In order to prevent loops, outgoing connections will be marked in transparent mode. Without the match on the non-existing mark above, proxyd would be doomed to connect to itself over and over again.

In case a particular usecase requires using TPROXY instead of the REDIRECT target, support for this is amongst the #defineable flags.

Establishing a proxy chain

By default, proxyd will take a list of proxies and pass incoming connections through all of them, in the given order.

+-----------+                                                         
|  Client   |     +---------+          +---------+     +-------------+
+-v-SOCKS-v-+     | Proxy_1 | --...--> | Proxy_N | --> | Destination |
| localhost | --> +---------+    ^     +---------+     +-------------+
+-----------+  ^                 |                                    
               |_ CONNECT/SOCKS _|                                    

After retrieving the original destination from the client connection, each proxy is used to connect to the next one, until the target gets reached eventually. Currently, supported methods for upstream connections are HTTP CONNECT (alias "SSL") and SOCKS4. In order to increase fault tolerance when connecting, proxyd can skip steps and retry upon error. This is done to the extent of the configured minimum number of proxies to use, which can even be 0, allowing for a direct connection as fallback.
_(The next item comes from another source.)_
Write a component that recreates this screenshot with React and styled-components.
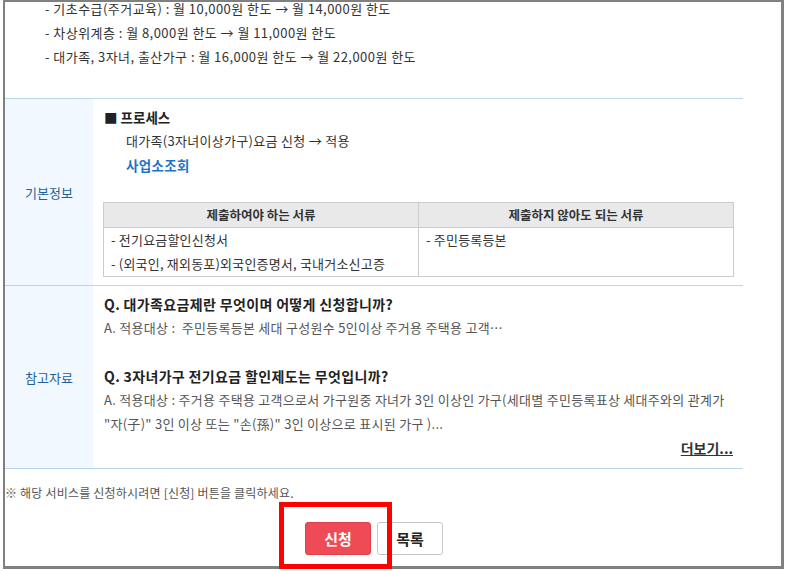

For a brief discussion on why this mode might be questionable with security in mind, please see below.

Maintaining a proxy pool

In pool mode, the proxy ordering is arbitrary, as the given number of proxies gets selected randomly for each new connection. If one step of the chain fails, it will be replaced with a spare one if available, and the upstream connection starts from scratch.

The most obvious scenario for this feature is to randomly choose a single proxy from a list until a connection can be successfully established – without notice of the client application.

Proxy manager usage

Start proxyd by at least providing the port to locally listen on:

./proxyd --port=N [--min=N|--pool=N] [--proxies=<filename>] [proxy1 [proxy2 ...]]

Support for dropping privileges and global status tracking via shared memory IPC requires the -lcap and -lrt linker flags, respectively. Both are optional and can be disabled in the Makefile, though.

port
This localhost port will accept direct SOCKS4 connections or transparently redirected ones without any protocol used.
min
Lower limit on the number of used proxies to be traversed in the default (chaining) mode. Apparently defunct proxies can thus be skipped until this value is reached. Per default, all given proxies have to be used. A value of 0 allows direct connections.
pool
Switches to pool mode, with the given number of proxies being selected randomly for each connection.
proxies
Use this file as proxy list, one per line. Proxies to be used can be defined in the form of proto://ip:port. Currently supported protocols are socks4 and http.
proxy list
Like entries in the proxy list file, but as arguments.

Note that when running as root, the support for transparently redirected connections will be enabled – in this case a local firewall rule as mentioned before can be used. In addition or otherwise, 127.0.0.1:port will accept SOCKS4 requests from applications configured to do so.

Open proxy security considerations

Hopping from proxy to proxy intuitively seems to improve security in general. However, while this might help to obscure ones origin from non-savvy parties, constraints such as confidentiality or integrity actually are at higher risk.

Each traversed proxy has to be regarded as untrustworthy and multiple hops increase the chance of an intermediary, malicious one. As there is no additional end-to-end security layer, each node can take part in observing or manipulating proxied traffic. Apart from sniffing, the approaches for tracking or deanonymization range from injecting simple scripts, actual exploits, to statistical timing analysis and traffic profiling.

In short, the more involved untrusted parties, the more the number of places where traffic could be eavesdropped, correlated, or tampered with. This additional caveat should be taken into consideration when the risks and advantages of using open proxies are evaluated for each usecase – more is not always better.